Solid-state batteries promise higher energy density and improved safety in the longer term, potentially reshaping premium segments in the 2030s.
However, these alternatives do not automatically solve Europe’s competitiveness challenge. China is investing heavily in both sodium-ion and next-generation lithium technologies, and the fundamental drivers of cost — scale, automation, supply-chain integration, and energy pricing — would still determine who leads.
Cost gap reduced to $14 per kilowatt-hour
According to T&E’s modelling, if the EU’s policy measures successfully drive scale and vertical integration, European battery manufacturing costs could fall by nearly one-third by 2030.
The cost gap with China would narrow to roughly $14 per kilowatt-hour, cutting the implied disadvantage for a 60 kWh EV to well under €1,000 — potentially in the €300-€750 range depending on sourcing and integration.

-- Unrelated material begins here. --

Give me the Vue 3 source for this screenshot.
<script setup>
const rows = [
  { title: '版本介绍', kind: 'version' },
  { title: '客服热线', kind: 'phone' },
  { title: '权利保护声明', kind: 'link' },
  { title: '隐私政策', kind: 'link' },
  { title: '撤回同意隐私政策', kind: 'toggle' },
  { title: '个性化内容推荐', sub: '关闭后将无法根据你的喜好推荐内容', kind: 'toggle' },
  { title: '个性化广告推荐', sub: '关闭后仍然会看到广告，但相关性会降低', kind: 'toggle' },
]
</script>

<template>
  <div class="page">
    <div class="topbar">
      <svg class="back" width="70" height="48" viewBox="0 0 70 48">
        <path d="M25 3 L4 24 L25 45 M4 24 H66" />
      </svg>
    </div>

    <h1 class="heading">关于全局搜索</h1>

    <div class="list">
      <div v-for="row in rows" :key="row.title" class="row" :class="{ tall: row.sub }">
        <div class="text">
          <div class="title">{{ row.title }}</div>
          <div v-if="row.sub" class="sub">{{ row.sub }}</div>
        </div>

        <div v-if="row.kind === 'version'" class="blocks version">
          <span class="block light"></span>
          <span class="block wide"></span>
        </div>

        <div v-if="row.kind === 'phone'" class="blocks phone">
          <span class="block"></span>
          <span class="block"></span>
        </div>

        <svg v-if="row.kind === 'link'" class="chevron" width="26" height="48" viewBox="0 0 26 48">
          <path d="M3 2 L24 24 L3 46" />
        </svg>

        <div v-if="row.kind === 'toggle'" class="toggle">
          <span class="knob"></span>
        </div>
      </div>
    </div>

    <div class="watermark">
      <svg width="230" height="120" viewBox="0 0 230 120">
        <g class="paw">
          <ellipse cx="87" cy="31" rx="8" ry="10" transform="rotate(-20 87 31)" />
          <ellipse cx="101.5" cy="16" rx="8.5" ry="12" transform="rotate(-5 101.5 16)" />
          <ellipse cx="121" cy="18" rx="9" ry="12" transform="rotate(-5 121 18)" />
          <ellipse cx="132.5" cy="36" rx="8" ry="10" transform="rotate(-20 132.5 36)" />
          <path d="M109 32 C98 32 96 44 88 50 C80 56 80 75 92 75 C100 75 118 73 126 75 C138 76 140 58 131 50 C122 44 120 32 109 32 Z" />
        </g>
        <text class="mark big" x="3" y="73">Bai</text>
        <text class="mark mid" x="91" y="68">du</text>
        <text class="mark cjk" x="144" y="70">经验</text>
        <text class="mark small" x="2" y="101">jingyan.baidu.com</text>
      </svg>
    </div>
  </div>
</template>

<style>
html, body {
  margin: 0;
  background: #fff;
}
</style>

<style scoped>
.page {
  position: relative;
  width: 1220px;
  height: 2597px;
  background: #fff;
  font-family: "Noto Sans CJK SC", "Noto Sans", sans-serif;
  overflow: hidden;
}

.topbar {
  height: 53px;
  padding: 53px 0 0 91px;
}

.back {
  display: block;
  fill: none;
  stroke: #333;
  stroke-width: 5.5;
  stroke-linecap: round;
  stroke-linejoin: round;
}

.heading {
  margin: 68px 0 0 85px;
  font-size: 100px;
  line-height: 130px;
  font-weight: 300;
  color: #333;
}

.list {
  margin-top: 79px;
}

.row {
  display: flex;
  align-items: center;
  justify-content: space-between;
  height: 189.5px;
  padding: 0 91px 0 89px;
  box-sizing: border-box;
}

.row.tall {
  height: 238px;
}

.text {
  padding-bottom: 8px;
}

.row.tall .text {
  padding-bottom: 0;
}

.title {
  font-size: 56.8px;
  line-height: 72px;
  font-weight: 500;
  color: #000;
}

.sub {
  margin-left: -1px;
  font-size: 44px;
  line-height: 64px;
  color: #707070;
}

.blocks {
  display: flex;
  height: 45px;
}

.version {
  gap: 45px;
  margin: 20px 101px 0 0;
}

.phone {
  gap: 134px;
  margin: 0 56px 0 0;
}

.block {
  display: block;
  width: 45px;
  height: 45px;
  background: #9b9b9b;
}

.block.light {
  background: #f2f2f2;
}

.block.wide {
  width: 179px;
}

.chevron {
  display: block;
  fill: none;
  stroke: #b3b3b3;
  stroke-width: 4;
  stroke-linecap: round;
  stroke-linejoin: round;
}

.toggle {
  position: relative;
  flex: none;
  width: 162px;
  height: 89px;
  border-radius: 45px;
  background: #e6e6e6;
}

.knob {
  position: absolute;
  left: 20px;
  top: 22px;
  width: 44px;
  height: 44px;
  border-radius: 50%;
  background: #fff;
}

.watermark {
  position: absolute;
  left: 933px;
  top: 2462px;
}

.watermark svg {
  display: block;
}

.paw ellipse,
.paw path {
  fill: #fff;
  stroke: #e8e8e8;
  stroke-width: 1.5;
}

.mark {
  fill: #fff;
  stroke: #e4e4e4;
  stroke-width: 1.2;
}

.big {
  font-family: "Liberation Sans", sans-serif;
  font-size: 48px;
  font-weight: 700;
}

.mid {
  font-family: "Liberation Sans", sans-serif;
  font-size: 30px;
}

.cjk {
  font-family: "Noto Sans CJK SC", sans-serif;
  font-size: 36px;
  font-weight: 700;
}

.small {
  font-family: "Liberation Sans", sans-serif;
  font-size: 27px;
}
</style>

At that level, the remaining difference becomes a manageable ‘sovereignty premium’ rather than a structural threat to competitiveness.
The broader competitive landscape remains complex. Chinese battery manufacturers are already investing heavily in Europe, building or operating plants in Germany, Hungary, and Portugal.
If EU rules tighten, these firms are unlikely to withdraw; instead, they may localize more production and adapt their supply chains to comply with content thresholds. The real contest will therefore extend beyond geography to control over technology, upstream processing, and long-term resource contracts.
T&E’s central message is that Europe’s battery disadvantage is not destiny. Today’s roughly €2,000-plus per-vehicle gap reflects industrial infancy, not technological inferiority.
With coordinated industrial policy, upstream diversification, and sustained investment, that gap can shrink substantially by the end of the decade.
Whether Europe converts that window into lasting competitiveness will depend on how decisively it implements its new ‘Made in Europe’ framework and how effectively it balances openness with strategic resilience in an industry that underpins the continent’s clean mobility ambitions.